U.S. Ready To Ease Financial Restrictions On North Korea

WASHINGTON (AP) _ The United States will soon recommend releasing a significant amount of frozen North Korean bank accounts, officials say, which diplomats hope will keep North Korea from reneging on its

Friday, March 2nd 2007, 4:48 pm

By: News On 6


WASHINGTON (AP) _ The United States will soon recommend releasing a significant amount of frozen North Korean bank accounts, officials say, which diplomats hope will keep North Korea from reneging on its pledge to scrap nuclear weapons.

The Treasury Department could announce as soon as next week that several million dollars connected to North Korea are not tainted by links to rogue nuclear proliferation or allegations of counterfeiting, smuggling and other crimes.

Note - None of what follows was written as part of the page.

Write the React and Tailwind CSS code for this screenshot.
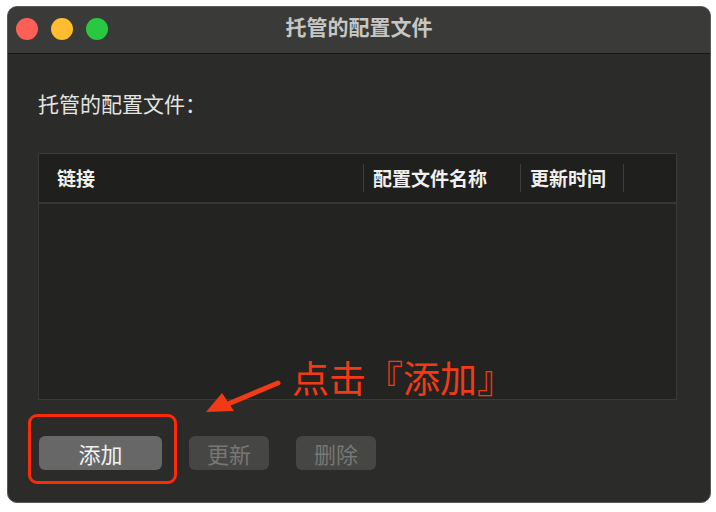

The U.S. move is expected to prompt overseas bank regulators to unfreeze between $8 million and $12 million from about $24 million in blocked assets, one official said.

Treasury and State Department officials spoke on condition of anonymity to describe results of an ongoing Treasury review.

Although the amount of money is relatively small, the frozen accounts became an unexpectedly large stumbling block in troubled nuclear negotiations with Pyongyang. The move was an affront to the secretive communist regime, and it had a devastating ripple effect that further estranged North Korea from the global banking system.

North Korea pointed to what it called unfair U.S. sanctions as a reason to boycott disarmament talks for more than a year. The restrictions were still a sore point when the North did return to talks in December. The North Korean negotiator refused to discuss the country's weapons until Washington budged.

An agreement to resolve the matter within 30 days was key to a potential breakthrough deal that the North struck Feb. 13 with the United States and four other nations.

The money is held by a blacklisted bank in Macau, China, that North Korea accuses of complicity in counterfeiting and money laundering. A Treasury Department delegation was in Macau this week to discuss results of the department's 18-month review of the Banco Delta Asia accounts.

``We intend to handle this matter in a straightforward way based on the evidence and the law,'' Treasury Undersecretary Stuart Levey said Friday. ``As we have always said, the designation of Banco Delta Asia as a primary money laundering concern is separate from the nuclear talks.''

Secretary of State Condoleezza Rice and other diplomats had also said the financial restrictions were a law enforcement matter that should not affect the nuclear negotiations, but it was clear even before the Feb. 13 deal that one issue could not be resolved without the other.

``They've gathered a real mountain of information,'' State Department spokesman Sean McCormack said Wednesday. ``They've gone through it ... and I expect in the coming period of time the Treasury will be addressing the issue of how they have resolved the issue related to Banco Delta Asia.''

Washington slapped restrictions on Banco Delta Asia in 2005 and put it on a money-laundering blacklist, prompting Macau to freeze the $24 million. Banks worldwide then shunned North Korean business for fear of losing access to American markets.

Banco Delta Asia has said money might have been laundered at the bank, but there was no evidence the institution was aware it was being used for that purpose. It said it was a small, family owned bank that didn't have the technology to check big batches of U.S. currency for fake bills.

The bank also said it used a dated computer system and it didn't pay enough attention to maintaining its own books. It also has said the bank didn't have adequate written anti-money-laundering policies for its staff.

South Korea's foreign minister met with Rice and other senior U.S. officials Friday at a crucial moment in North Korean disarmament efforts. The North said in the February accord that, in exchange for aid, it would close its main nuclear reactor within 60 days. A much larger shipment of aid _ about $250 million worth _ would follow once the North had declared all its nuclear programs and begun to disable them.

As part of the nuclear agreement, on Monday and Tuesday in New York, the lead U.S. envoy at the nuclear talks, Christopher Hill, and his North Korean negotiating counterpart, Vice Foreign Minister Kim Kye Gwan, are to discuss first steps toward establishing normal ties after decades of hostility that followed the 1950-53 Korean War.